Since March, Tulane administrators have reactively worked to quell my concerns instead of proactively including graduate student voices in their decision-making processes. By pretending to care while actively ignoring our concerns, the university intentionally misleads us into believing that they will act to address our demonstrated needs. Emails from President Fitts, like his thank-you note sent on Aug. 28, call for the unity of a fictional “Tulane family.” Tulane is not a family. It is a workplace that perversely manipulates its second-class graduate students by indenturing them as teaching assistants, research assistants and instructors of record. In order to maintain good standing, these graduate student workers must make intolerable personal and professional sacrifices for the sake of the first-class students who pay tuition.
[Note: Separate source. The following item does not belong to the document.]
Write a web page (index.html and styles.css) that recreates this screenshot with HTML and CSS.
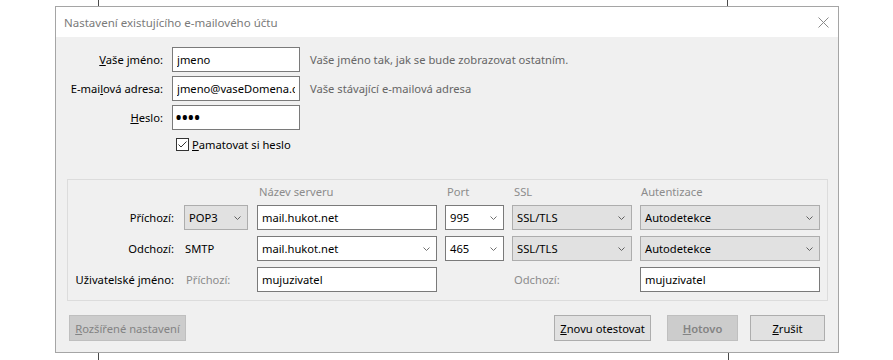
FILE: index.html
```html
<!DOCTYPE html>
<html lang="cs">
<head>
    <meta charset="UTF-8">
    <title>Nastavení existujícího e-mailového účtu</title>
    <link rel="stylesheet" href="styles.css">
</head>
<body>
    <div class="dialog">
        <div class="titlebar">
            <span class="title">Nastavení existujícího e-mailového účtu</span>
            <svg class="close" width="11" height="11" viewBox="0 0 11 11">
                <path d="M0.5 0.5 L10.5 10.5 M10.5 0.5 L0.5 10.5" stroke="#8a8a8a" stroke-width="1" fill="none"/>
            </svg>
        </div>
        <div class="content">
            <div class="account">
                <label class="label"><u>V</u>aše jméno:</label>
                <input class="field" type="text" value="jmeno">
                <span class="hint">Vaše jméno tak, jak se bude zobrazovat ostatním.</span>

                <label class="label">E-mai<u>l</u>ová adresa:</label>
                <input class="field" type="text" value="jmeno@vaseDomena.cz">
                <span class="hint">Vaše stávající e-mailová adresa</span>

                <label class="label"><u>H</u>eslo:</label>
                <input class="field password" type="password" value="1234">
                <span></span>

                <span></span>
                <label class="remember">
                    <span class="check">
                        <svg width="11" height="11" viewBox="0 0 11 11">
                            <path d="M1.5 5.5 L4 8 L9.5 2.5" stroke="#333" stroke-width="1" fill="none"/>
                        </svg>
                    </span>
                    <span><u>P</u>amatovat si heslo</span>
                </label>
                <span></span>
            </div>

            <div class="servers">
                <span></span>
                <span></span>
                <span class="head">Název serveru</span>
                <span class="head">Port</span>
                <span class="head">SSL</span>
                <span class="head auth">Autentizace</span>

                <span class="row-label">Příchozí:</span>
                <div class="select narrow">POP3<svg class="chevron" width="7" height="4" viewBox="0 0 7 4"><path d="M0.5 0.5 L3.5 3.5 L6.5 0.5" stroke="#606060" fill="none"/></svg></div>
                <input class="field" type="text" value="mail.hukot.net">
                <div class="select combo">995<svg class="chevron" width="7" height="4" viewBox="0 0 7 4"><path d="M0.5 0.5 L3.5 3.5 L6.5 0.5" stroke="#606060" fill="none"/></svg></div>
                <div class="select">SSL/TLS<svg class="chevron" width="7" height="4" viewBox="0 0 7 4"><path d="M0.5 0.5 L3.5 3.5 L6.5 0.5" stroke="#606060" fill="none"/></svg></div>
                <div class="select">Autodetekce<svg class="chevron" width="7" height="4" viewBox="0 0 7 4"><path d="M0.5 0.5 L3.5 3.5 L6.5 0.5" stroke="#606060" fill="none"/></svg></div>

                <span class="row-label">Odchozí:</span>
                <span class="plain">SMTP</span>
                <div class="select combo">mail.hukot.net<svg class="chevron" width="7" height="4" viewBox="0 0 7 4"><path d="M0.5 0.5 L3.5 3.5 L6.5 0.5" stroke="#606060" fill="none"/></svg></div>
                <div class="select combo">465<svg class="chevron" width="7" height="4" viewBox="0 0 7 4"><path d="M0.5 0.5 L3.5 3.5 L6.5 0.5" stroke="#606060" fill="none"/></svg></div>
                <div class="select">SSL/TLS<svg class="chevron" width="7" height="4" viewBox="0 0 7 4"><path d="M0.5 0.5 L3.5 3.5 L6.5 0.5" stroke="#606060" fill="none"/></svg></div>
                <div class="select">Autodetekce<svg class="chevron" width="7" height="4" viewBox="0 0 7 4"><path d="M0.5 0.5 L3.5 3.5 L6.5 0.5" stroke="#606060" fill="none"/></svg></div>

                <span class="row-label">Uživatelské jméno:</span>
                <span class="plain muted">Příchozí:</span>
                <input class="field" type="text" value="mujuzivatel">
                <span></span>
                <span class="plain muted">Odchozí:</span>
                <input class="field" type="text" value="mujuzivatel">
            </div>

            <div class="actions">
                <button class="btn btn-advanced" disabled><u>R</u>ozšířené nastavení</button>
                <div class="actions-right">
                    <button class="btn btn-retest"><u>Z</u>novu otestovat</button>
                    <button class="btn btn-done" disabled><u>H</u>otovo</button>
                    <button class="btn btn-cancel"><u>Z</u>rušit</button>
                </div>
            </div>
        </div>
    </div>
</body>
</html>
```

FILE: styles.css
```css
html {
    height: 100%;
}
body {
    margin: 0;
    padding: 6px 0 0 55px;
    min-height: 100%;
    box-sizing: border-box;
    font-family: "Noto Sans", "Open Sans", sans-serif;
    font-size: 11.2px;
    line-height: 15px;
    color: #000;
    background-color: #fff;
    background-image:
        linear-gradient(#4a4a4a, #4a4a4a),
        linear-gradient(#4a4a4a, #4a4a4a),
        linear-gradient(#4a4a4a, #4a4a4a),
        linear-gradient(#4a4a4a, #4a4a4a);
    background-position: 98px 0, 727px 0, 98px 353px, 728px 353px;
    background-size: 1px 6px, 1px 6px, 1px 7px, 1px 7px;
    background-repeat: no-repeat;
}
.dialog {
    width: 782px;
    height: 345px;
    border: 1px solid #a5a5a5;
    background: #f0f0f0;
    display: flex;
    flex-direction: column;
}
.titlebar {
    height: 30px;
    background: #fff;
    display: flex;
    align-items: center;
    justify-content: space-between;
    padding: 0 9px 0 8px;
}
.title {
    color: #7a7a7a;
    font-size: 11.5px;
}
.content {
    display: flex;
    flex-direction: column;
}

/* account rows */
.account {
    display: grid;
    grid-template-columns: 107px 128px 1fr;
    grid-template-rows: 25px 25px 25px 20px;
    column-gap: 9px;
    row-gap: 4px;
    padding-top: 10px;
}
.label {
    text-align: right;
    align-self: center;
}
.hint {
    color: #666;
    align-self: center;
    padding-left: 1px;
}
.field {
    box-sizing: border-box;
    width: 100%;
    height: 25px;
    margin: 0;
    border: 1px solid #7a7a7a;
    border-radius: 0;
    padding: 0 4px;
    background: #fff;
    font: inherit;
    color: #000;
    outline: none;
}
.password {
    font-size: 19px;
    letter-spacing: -1px;
    padding-left: 2px;
}
.remember {
    display: flex;
    align-items: center;
    gap: 3px;
    padding-left: 4px;
}
.check {
    box-sizing: border-box;
    width: 13px;
    height: 13px;
    border: 1px solid #333;
    background: #fff;
    display: flex;
}

/* server group */
.servers {
    margin: 25px 10px 0 11px;
    border: 1px solid #dcdcdc;
    padding-bottom: 8px;
    display: grid;
    grid-template-columns: 108px 65px 180px 59px 120px 180px;
    grid-template-rows: 19px 25px 25px 25px;
    column-gap: 8px;
    row-gap: 6px;
}
.head {
    color: #8c8c8c;
    align-self: end;
    padding-left: 2px;
    line-height: 14px;
}
.head.auth {
    padding-left: 1px;
}
.row-label {
    text-align: right;
    padding-right: 2px;
    align-self: center;
}
.plain {
    align-self: center;
    padding-left: 1px;
}
.muted {
    color: #8c8c8c;
    padding-left: 2px;
}
.select {
    box-sizing: border-box;
    height: 25px;
    border: 1px solid #adadad;
    background: #e1e1e1;
    display: flex;
    align-items: center;
    justify-content: space-between;
    padding: 0 6px 0 4px;
}
.narrow {
    width: 64px;
}
.combo {
    border-color: #7a7a7a;
    background: #fff;
}
.combo .chevron path {
    stroke: #707070;
}

/* buttons */
.actions {
    display: flex;
    margin-top: 14px;
    padding: 0 13px;
}
.actions-right {
    display: flex;
    margin-left: auto;
}
.btn {
    box-sizing: border-box;
    height: 26px;
    margin: 0;
    padding: 0;
    border: 1px solid #adadad;
    border-radius: 0;
    background: #e1e1e1;
    font: inherit;
    color: #000;
}
.btn:disabled {
    background: #cccccc;
    border-color: #bfbfbf;
    color: #838383;
}
.btn-advanced {
    width: 117px;
}
.btn-retest {
    width: 97px;
    margin-right: 16px;
}
.btn-done {
    width: 71px;
    margin-right: 12px;
    font-weight: 600;
}
.btn-cancel {
    width: 75px;
}
```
Fitts’ hypocrisy is glaringly obvious for anyone who works with or is familiar with graduate student labor at Tulane. This institution does not care about its graduate student workers. Our physical and mental health are collateral damage in the university’s reopening plan.

My unique perspective as a graduate student government representative overtly pressured to silence my dissent and act in lock-step with the administration is important. Undergraduates and their families deserve to know how my graduate student colleagues and I are being treated by the institution of which they are so proud.